Businesses often have to make choices between saving and investing. Organizations that save, concentrate on reducing costs. They might seek a more affordable printing service for their brochures, for example.
If they were investing, they would put more money into their brochures in the hope that this would lead to higher sales and greater value. Either option could be constructive for the business; which course it chooses depends on which tactic more closely matches the firm’s primary objective.
Nest Egg – Save First, Then Invest
A savvy investor will tell you that you should have a good nest egg built up for emergencies before you make any kind of investment. You never know whether your investment will succeed, and holding something in reserve is like having insurance when the going gets rough.
As a general rule, it’s wise to build savings that will cover all personal and living expenses (i.e., mortgage, loan payments, insurance, utility bills, food, clothing, etc.) for at least six months. Additional savings should be set aside if you’re looking to make a large purchase, such as a house or car.
Once that level of savings is in place, you can choose to continue saving, or start investing. This is the sharpest approach, whether you invest or decide to continue saving.
Nest Egg – Who Should Save
Some people simply prefer saving over investing. If you’re the kind of person who doesn’t like to take risks, and you’re okay with marginal profits rather than the possibility of larger sums of money in one go, savings is probably ideal for you.
A safe way to save and capitalize on your nest egg is to put the funds into a closed savings account that accrues interest over time. You can make an average of 5 percent compound interest on a high-yield savings account.

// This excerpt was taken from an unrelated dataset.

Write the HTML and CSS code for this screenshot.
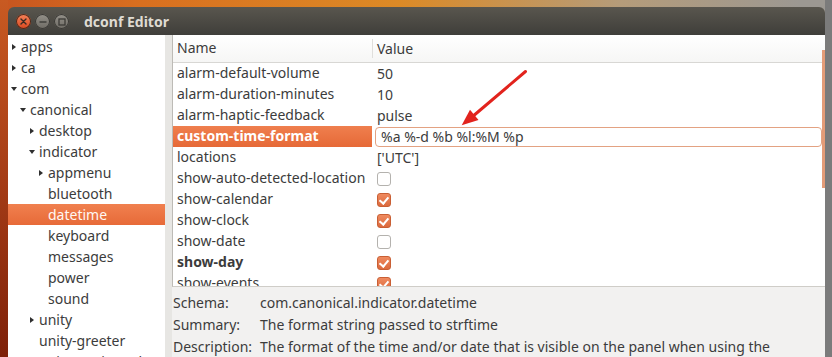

To put this in perspective, $10,000 in a 5 percent compound interest account will yield an extra $2,500 at the end of 5 years. According to David A. Schneider, CFP at Schneider Wealth Strategies in New York City, many people who save really do earn more than some investors over the long run.
“An average saver will do better than a great investor who doesn’t save,” Schneider told Bankrate. “Let’s say you are in the rare group that can outperform (the market by) 2 percentage points per year — few can do that. But you can’t accumulate as much as someone who was more of an average investor but saved in a disciplined and consistent way.”
Investing Is for Higher Dividends
Some people prefer to make money a little more quickly and they don’t mind undergoing some risk to do it. There are many different avenues for investing, and you’ll have to weigh multiple factors before you jump in.
Among the most popular investments are:
- Mutual funds
- Options and futures
- Precious metals
- Real estate
- An existing business
- Your own new business
- A combination of any of the above
Getting into investing is a complicated process, and you’d be wise to research and practice carefully before going after it in earnest. Never forget the risk that distinguishes this approach from saving: You could lose money just as easily and swiftly as you gain it.
A successful investment can lead to higher dividends that would support a college fund, retirement, vacation home, or anything else you have your mind set on. According to Investopedia, investing can be smarter than simply saving because you’re giving your money an extra opportunity to work for you:
“If you keep your money in your back pocket instead of investing it, your money doesn’t work for you and you will never have more money than what you save. By investing your money, you are getting your money to generate more money by earning interest on what you put away or by buying and selling assets that increase in value.”
Decide What’s Right for You
If you choose to invest, you have the opportunity to make much higher dividends, but the chance of loss is equally high. If you save, you’ll keep that money, but you might not make as much, and it may take longer to see the returns.
It all comes down to what’s right for your personality and finances. Discuss the matter with a financial expert, and weigh your personal goals and feelings before you make the decision.